C'est d'ailleurs aujourd'hui une grande journée pour le bio, puisque nous avons annoncé, avec l'Agence bio, l'augmentation des surfaces. En disant cela, je réponds en partie à M. Moreau : nous en sommes à plus de 7 % de la SAU en bio. C'est une grande réussite du plan « ambition bio », lequel est doté de 1,1 milliard. M. Moreau a raison : entre le plan « ambition bio », les PCAE et le fonds « avenir bio », on pourrait avoir tendance à se mélanger les pinceaux... Or je ne pense pas que ce soit le cas, car chacun joue bien son rôle. Cela dit, il faut un pilotage encore plus clair et une volonté affichée de faire en sorte que la transition agroécologique soit la ligne directrice de ce ministère et de l'agriculture française – et, pour ce faire, que les conversions en bio soient de plus en plus nombreuses. Du reste, on voit bien que cela répond à une demande sociétale : de plus en plus de nos concitoyens veulent avoir des produits bio.
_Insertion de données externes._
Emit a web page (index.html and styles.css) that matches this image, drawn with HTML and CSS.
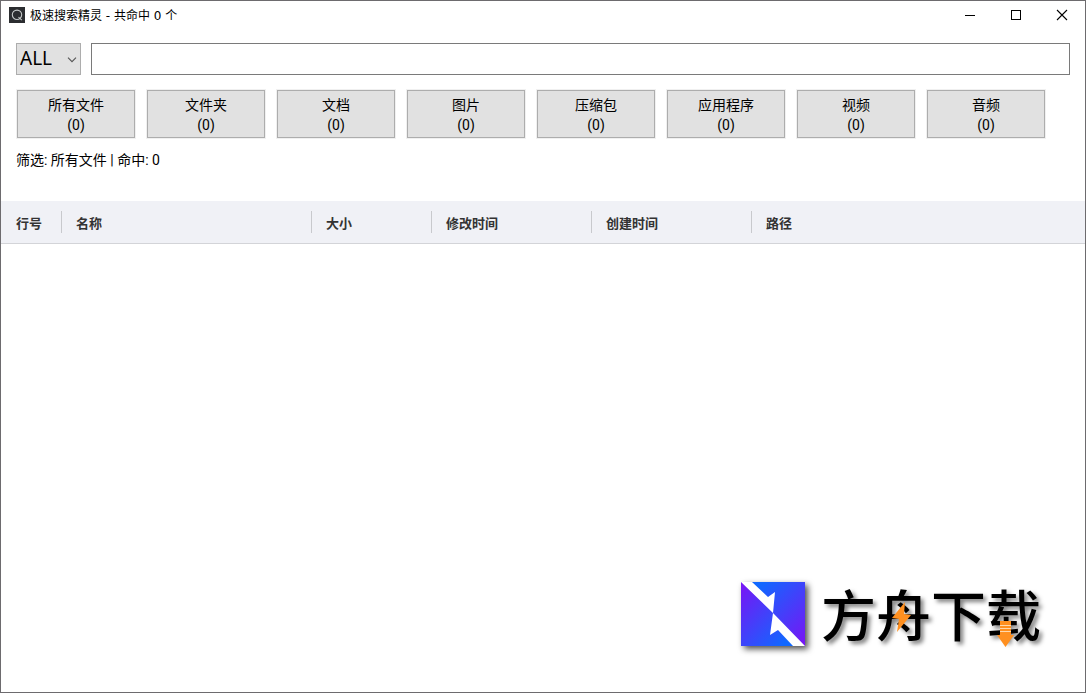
FILE: index.html
```html
<!DOCTYPE html>
<html lang="zh">
<head>
    <meta charset="UTF-8">
    <meta name="viewport" content="width=device-width, initial-scale=1.0">
    <title>极速搜索精灵</title>
    <link rel="stylesheet" href="styles.css">
</head>
<body>
    <div class="window">
        <header class="title-bar">
            <svg class="app-icon" width="16" height="16" viewBox="0 0 16 16" aria-hidden="true">
                <rect width="16" height="16" fill="#2b2d30"/>
                <circle cx="8" cy="7.8" r="4.7" fill="none" stroke="#c4c8c8" stroke-width="1.1"/>
                <path d="M9.5 10.2L12.8 13.2" stroke="#c4c8c8" stroke-width="1.1"/>
            </svg>
            <h1>极速搜索精灵 - 共命中 0 个</h1>
            <div class="window-controls">
                <button type="button" aria-label="最小化">
                    <svg width="12" height="12" viewBox="0 0 12 12"><path d="M1 6.5H11" stroke="#000"/></svg>
                </button>
                <button type="button" aria-label="最大化">
                    <svg width="12" height="12" viewBox="0 0 12 12"><rect x="1.5" y="1.5" width="9" height="9" fill="none" stroke="#000"/></svg>
                </button>
                <button type="button" aria-label="关闭">
                    <svg width="12" height="12" viewBox="0 0 12 12"><path d="M1 1L11 11M11 1L1 11" stroke="#000" stroke-width="1.1"/></svg>
                </button>
            </div>
        </header>

        <form class="search-row">
            <div class="drive">
                <select id="drive" aria-label="磁盘">
                    <option>ALL</option>
                </select>
                <svg width="10" height="6" viewBox="0 0 10 6" aria-hidden="true"><path d="M1 0.7L5 4.7L9 0.7" fill="none" stroke="#555" stroke-width="1.1"/></svg>
            </div>
            <input type="text" id="keyword" aria-label="搜索">
        </form>

        <div class="filters">
            <button type="button">所有文件<br>(0)</button>
            <button type="button">文件夹<br>(0)</button>
            <button type="button">文档<br>(0)</button>
            <button type="button">图片<br>(0)</button>
            <button type="button">压缩包<br>(0)</button>
            <button type="button">应用程序<br>(0)</button>
            <button type="button">视频<br>(0)</button>
            <button type="button">音频<br>(0)</button>
        </div>

        <p class="status">筛选: 所有文件 | 命中: 0</p>

        <table class="results">
            <thead>
                <tr>
                    <th class="col-no"><span>行号</span></th>
                    <th class="col-name"><span>名称</span></th>
                    <th class="col-size"><span>大小</span></th>
                    <th class="col-time"><span>修改时间</span></th>
                    <th class="col-time"><span>创建时间</span></th>
                    <th><span>路径</span></th>
                </tr>
            </thead>
            <tbody></tbody>
        </table>

        <div class="watermark">
            <svg class="mark" width="64" height="64" viewBox="0 0 64 64" aria-hidden="true">
                <defs>
                    <linearGradient id="upper" x1="0.2" y1="0" x2="1" y2="0.9">
                        <stop offset="0" stop-color="#1068ff"/>
                        <stop offset="1" stop-color="#7518f5"/>
                    </linearGradient>
                    <linearGradient id="lower" x1="0" y1="0.1" x2="0.8" y2="1">
                        <stop offset="0" stop-color="#7518f5"/>
                        <stop offset="1" stop-color="#1068ff"/>
                    </linearGradient>
                </defs>
                <rect width="64" height="64" fill="#fff"/>
                <path d="M11 0H64V64L32 31L34 10L27 15Z" fill="url(#upper)"/>
                <path d="M0 0L32 31L29 53L37 48L52 64H0Z" fill="url(#lower)"/>
            </svg>
            <div class="wordmark">
                <span>方舟下载</span>
                <svg width="220" height="64" viewBox="0 0 220 64" aria-hidden="true">
                    <path d="M84 20L71 36L78 37L76 50L90 33L83 32Z" fill="#ff9020"/>
                    <path d="M179 39H190V53H179Z" fill="#ffd9ae"/>
                    <path d="M179 39H190V43H179ZM179 44H190V46H179ZM179 47H190V49H179ZM179 50H190V53H193L184.500 65L176 53H179Z" fill="#ff9020"/>
                </svg>
            </div>
        </div>
    </div>
</body>
</html>
```
FILE: styles.css
```css
* {
    box-sizing: border-box;
}
body {
    margin: 0;
    background-color: #fff;
    color: #000;
    font-family: Roboto, "Noto Sans CJK SC", sans-serif;
    font-size: 14px;
}
button, input, select {
    font-family: inherit;
    color: inherit;
    border-radius: 0;
    margin: 0;
}
.window {
    position: relative;
    min-height: 100vh;
    border: 1px solid #6d6b6e;
}
.title-bar {
    display: flex;
    align-items: center;
    height: 28px;
    padding-left: 8px;
}
.title-bar h1 {
    flex: 1;
    margin: 0 0 0 5px;
    padding-bottom: 2px;
    font-family: "DejaVu Sans", "Noto Sans CJK SC", sans-serif;
    font-size: 12px;
    font-weight: normal;
}
.window-controls {
    display: flex;
}
.window-controls button {
    display: flex;
    align-items: center;
    justify-content: center;
    width: 46px;
    height: 28px;
    padding: 0;
    border: none;
    background: none;
}
.search-row {
    display: flex;
    gap: 10px;
    padding: 14px 15px 0;
}
.drive {
    position: relative;
    width: 65px;
}
.drive select {
    appearance: none;
    width: 100%;
    height: 32px;
    padding: 0 0 2px 3px;
    border: 1px solid #adadad;
    background-color: #e1e1e1;
    font-family: "Noto Sans", sans-serif;
    font-size: 19px;
}
.drive svg {
    position: absolute;
    top: 14px;
    right: 4px;
    pointer-events: none;
}
.search-row input {
    flex: 1;
    min-width: 0;
    height: 32px;
    padding: 0 6px;
    border: 1px solid #7a7a7a;
    background-color: #fff;
    font-size: 19px;
    outline: none;
}
.filters {
    display: flex;
    flex-wrap: wrap;
    gap: 12px;
    padding: 15px 16px 0;
}
.filters button {
    width: 118px;
    height: 48px;
    padding: 2px 0 0;
    border: 1px solid #adadad;
    background-color: #e1e1e1;
    box-shadow: 0 0 0 1px #f0f0f0;
    font-size: 14px;
    line-height: 20px;
}
.status {
    margin: 12px 15px 31px;
    line-height: 20px;
}
.results {
    width: 100%;
    border-collapse: collapse;
    table-layout: fixed;
}
.results th {
    padding: 10px 0;
    background-color: #f0f1f6;
    border-bottom: 1px solid #d3d4d8;
    color: #333;
    font-size: 13px;
    text-align: left;
}
.results th span {
    display: block;
    height: 22px;
    padding-left: 14px;
    border-left: 1px solid #c8c9cd;
    line-height: 26px;
}
.results th:first-child span {
    border-left-color: transparent;
}
.col-no {
    width: 60px;
}
.col-name {
    width: 250px;
}
.col-size {
    width: 120px;
}
.col-time {
    width: 160px;
}
/* logo floating over the result list */
.watermark {
    position: absolute;
    right: 44px;
    bottom: 46px;
    display: flex;
    gap: 16px;
}
.mark {
    filter: drop-shadow(3px 3px 3px rgba(0, 0, 0, 0.7));
}
.wordmark {
    position: relative;
    width: 220px;
    height: 64px;
    font-family: "Noto Sans CJK SC", sans-serif;
    font-size: 55px;
    font-weight: 500;
    line-height: 60px;
    white-space: nowrap;
    text-shadow: 3px 3px 4px rgba(0, 0, 0, 0.5);
}
.wordmark svg {
    position: absolute;
    top: 0;
    left: 0;
    overflow: visible;
}
```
Je veux répéter, à ce propos, que l'alimentation, dans notre pays, est la plus saine et la plus durable que l'on puisse avoir sur la planète. L'alimentation issue de l'agriculture française, qu'elle soit bio ou pas, transformée industriellement ou pas, est de grande qualité. Je tiens à le souligner car, tout en étant un fervent défenseur et promoteur du bio et de la transition agroécologique, je ne veux pas laisser dire – mais personne ne l'a fait ce soir – que tout ce qui ne serait pas bio ne serait pas de la bonne qualité, car n'est pas vrai ! En Europe, et ailleurs dans le monde, beaucoup de pays nous envient la qualité de notre alimentation.

Monsieur Moreau, vous avez évoqué le transfert de 4,2 % du premier pilier vers le second pilier. Je souhaite que, dans la négociation que nous menons concernant la PAC, nous n'allions pas plus loin : certains équilibres doivent être respectés. Il faut absolument que le premier pilier – les aides directes – soit préservé. Il y va de la résilience de nos exploitations. Nous travaillons en outre sur l'eco scheme : la position de la France, et de beaucoup de pays, consiste à dire que l'eco scheme doit être obligatoire dans le premier pilier – aux alentours de 20 %. Le mieux étant l'ennemi du bien, il vaut mieux s'assurer que nous fixons un niveau raisonnable plutôt que de vouloir aller trop loin. Nous devons avancer dans cette direction.

En ce qui concerne les produits phytosanitaires, je suppose que M. Potier aura des questions à poser : j'y reviendrai donc tout à l'heure...

Je me suis exprimé dès ma nomination, en octobre dernier, au sujet des TO-DE. Je souhaite que le dispositif soit pérennisé.